Unlike file mode, workspace mode is stateful from the point of view of the UI. It is the server, rather than the client, which loads and saves the files. However, we don't want just anybody to be able to cause the server to perform these stateful operations, so the MAT web server implements some security mechanisms.

Note, however, that the MAT workspace functionality is not an enterprise-secure implementation, and will never be one. It does not use SSL; it does not perform any sort of user authentication beyond the workspace key; it does not provide any security logging or traceability; and it does not currently implement transactions. You should assume that anyone who has access to your network can see your workspace traffic, and overwrite your data.

Note that workspace users play no role in workspace security.

Troubleshooting

Failed import

You may realize, once you've completed an import operation, that you didn't import the basenames the way you'd wanted; perhaps you'd intended to strip a suffix, or you assigned them to the wrong workspace user.

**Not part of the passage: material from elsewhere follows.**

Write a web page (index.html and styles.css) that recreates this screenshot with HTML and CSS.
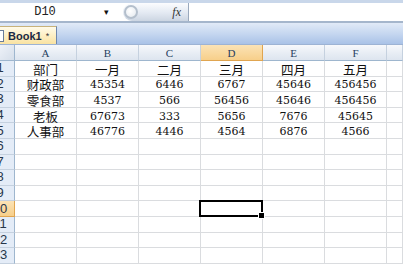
FILE: index.html
```html
<!DOCTYPE html>
<html lang="zh-CN">
<head>
<meta charset="UTF-8">
<title>Book1</title>
<link rel="stylesheet" href="styles.css">
</head>
<body>

<!-- Formula bar -->
<div class="top-strip"></div>
<div class="formula-bar">
  <div class="name-box">D10</div>
  <div class="name-arrow">&#9662;</div>
  <div class="fx-button">
    <span class="fx-knob"></span>
    <span class="fx">fx</span>
  </div>
  <div class="formula-input"></div>
</div>
<div class="bar-line"></div>

<!-- Workbook tabs -->
<div class="tab-bar">
  <div class="tab">
    <span class="tab-icon"></span>
    <span class="tab-name">Book1</span>
    <span class="tab-star">*</span>
  </div>
</div>

<!-- Sheet grid -->
<div class="sheet" id="sheet"></div>

<script>
  const cols = ['A', 'B', 'C', 'D', 'E', 'F', ''];
  const data = [
    ['部门', '一月', '二月', '三月', '四月', '五月'],
    ['财政部', '45354', '6446', '6767', '45646', '456456'],
    ['零食部', '4537', '566', '56456', '45646', '456456'],
    ['老板', '67673', '333', '5656', '7676', '45645'],
    ['人事部', '46776', '4446', '4564', '6876', '4566']
  ];
  const sheet = document.getElementById('sheet');

  function cell(cls, text) {
    const div = document.createElement('div');
    div.className = cls;
    if (text) div.innerHTML = text;
    sheet.appendChild(div);
    return div;
  }

  // header row
  cell('corner');
  cols.forEach(c => cell('col-head' + (c === 'D' ? ' active' : ''), c));

  for (let r = 1; r <= 13; r++) {
    cell('row-head' + (r === 10 ? ' active' : ''), '<span>' + r + '</span>');
    for (let c = 0; c < cols.length; c++) {
      const row = data[r - 1];
      const text = row && row[c] ? row[c] : '';
      const div = cell('cell' + (/^\d/.test(text) ? ' num' : ''), text);
      if (r === 10 && c === 3) div.classList.add('selected');
    }
  }
</script>

</body>
</html>
```

FILE: styles.css
```css
body {
  margin: 0;
  background: #fff;
  font-family: "Liberation Sans", Arial, sans-serif;
  overflow: hidden;
}

/* Formula bar */
.top-strip {
  height: 3px;
  background: #c9d7ea;
}

.formula-bar {
  height: 18px;
  display: flex;
  align-items: center;
  background: #fff;
}

.name-box {
  width: 90px;
  text-align: center;
  font-family: "Liberation Mono", monospace;
  font-size: 12px;
  color: #222;
}

.name-arrow {
  width: 33px;
  font-size: 9px;
  text-align: center;
  color: #111;
}

.fx-button {
  width: 66px;
  height: 18px;
  display: flex;
  align-items: center;
  justify-content: space-between;
  box-sizing: border-box;
  border-radius: 9px 0 0 9px;
  background: linear-gradient(#fbfcfe, #e3e9f2 55%, #ccd5e2);
  border-right: 1px solid #9aa9bd;
}

.fx-knob {
  width: 14px;
  height: 14px;
  margin-left: 1px;
  border-radius: 50%;
  box-sizing: border-box;
  border: 2px solid #b4bfcc;
  background: radial-gradient(circle at 40% 40%, #fff, #e3e8ee);
}

.fx {
  font-family: "Liberation Serif", serif;
  font-style: italic;
  font-size: 12px;
  margin-right: 7px;
  color: #333;
}

.formula-input {
  flex: 1;
  height: 18px;
  background: #fff;
}

.bar-line {
  height: 2px;
  background: #a5b6cc;
}

/* Workbook tabs */
.tab-bar {
  height: 22px;
  display: flex;
  align-items: flex-end;
  background: linear-gradient(#e1eaf7, #c6d7f0 50%, #a9c2e7);
  border-bottom: 1px solid #9db3d4;
  box-sizing: border-box;
}

.tab {
  width: 57px;
  height: 18px;
  display: flex;
  align-items: center;
  box-sizing: border-box;
  border-right: 1px solid #6f87ad;
  border-top: 1px solid #c7b27a;
  background: linear-gradient(#fffbe9, #fdeec1 55%, #f9e2a2);
}

.tab-icon {
  width: 3px;
  height: 10px;
  border: 1px solid #6a7c99;
  border-left: none;
  background: #fff;
  margin-right: 4px;
}

.tab-name {
  font-weight: bold;
  font-size: 11px;
  color: #1a2a44;
}

.tab-star {
  font-size: 9px;
  margin-left: 4px;
  color: #333;
}

/* Sheet grid */
.sheet {
  display: grid;
  grid-template-columns: 15px repeat(6, 62px) 16px;
  grid-template-rows: 16px repeat(13, 15.6px);
}

.corner {
  background: linear-gradient(135deg, #eef2f8, #d5deea);
  border-right: 1px solid #9eb6ce;
  border-bottom: 1px solid #9eb6ce;
}

.col-head {
  display: flex;
  align-items: center;
  justify-content: center;
  font-family: "Liberation Serif", serif;
  font-size: 11px;
  color: #27415f;
  background: linear-gradient(#f7f9fc, #e9eef5 50%, #dde5ef);
  border-right: 1px solid #c5d1df;
  border-bottom: 1px solid #9eb6ce;
}

.row-head {
  overflow: hidden;
  display: flex;
  align-items: center;
  font-size: 13px;
  line-height: 14px;
  color: #27364a;
  background: #e4ecf7;
  border-right: 1px solid #9eb6ce;
  border-bottom: 1px solid #c5d1df;
}

.row-head span {
  flex: none;
  width: 28px;
  margin-left: -14px;
  text-align: center;
}

.col-head.active,
.row-head.active {
  background: linear-gradient(#fbe3b6, #f7cf8a);
  border-color: #e0a550;
}

.cell {
  display: flex;
  align-items: center;
  justify-content: center;
  padding-top: 2px;
  box-sizing: border-box;
  font-family: "Noto Sans CJK SC", sans-serif;
  font-size: 12.5px;
  line-height: 13px;
  color: #111;
  border-right: 1px solid #dadcdf;
  border-bottom: 1px solid #dadcdf;
}

.cell.num {
  font-family: "DejaVu Serif", serif;
  font-size: 11px;
}

.cell.selected {
  position: relative;
}

.cell.selected::after {
  content: "";
  position: absolute;
  left: -2px;
  top: -1px;
  right: -1px;
  bottom: -1px;
  border: 2px solid #000;
}

.cell.selected::before {
  content: "";
  position: absolute;
  right: -3px;
  bottom: -3px;
  width: 5px;
  height: 5px;
  background: #000;
  border: 1px solid #fff;
  z-index: 1;
}
```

If you need to undo your import, see here.

Locked files

Documents in workspaces can only be edited by one user at a time. When you're editing a document, and you close the window, the workspace makes that document available to other annotators if appropriate. Sometimes, the "lock" the workspace applies while you're editing doesn't get freed. If the UI tells you that a document is locked by someone other than you, and you're supposed to be editing it, see here.

Error "workspace is currently unavailable (processing another request)"

If you get this error message, and you're absolutely certain that no one else is working on the workspace, something horrible has happened, and a previous operation has failed in such a way that the entire workspace is locked. More on how to deal with this here.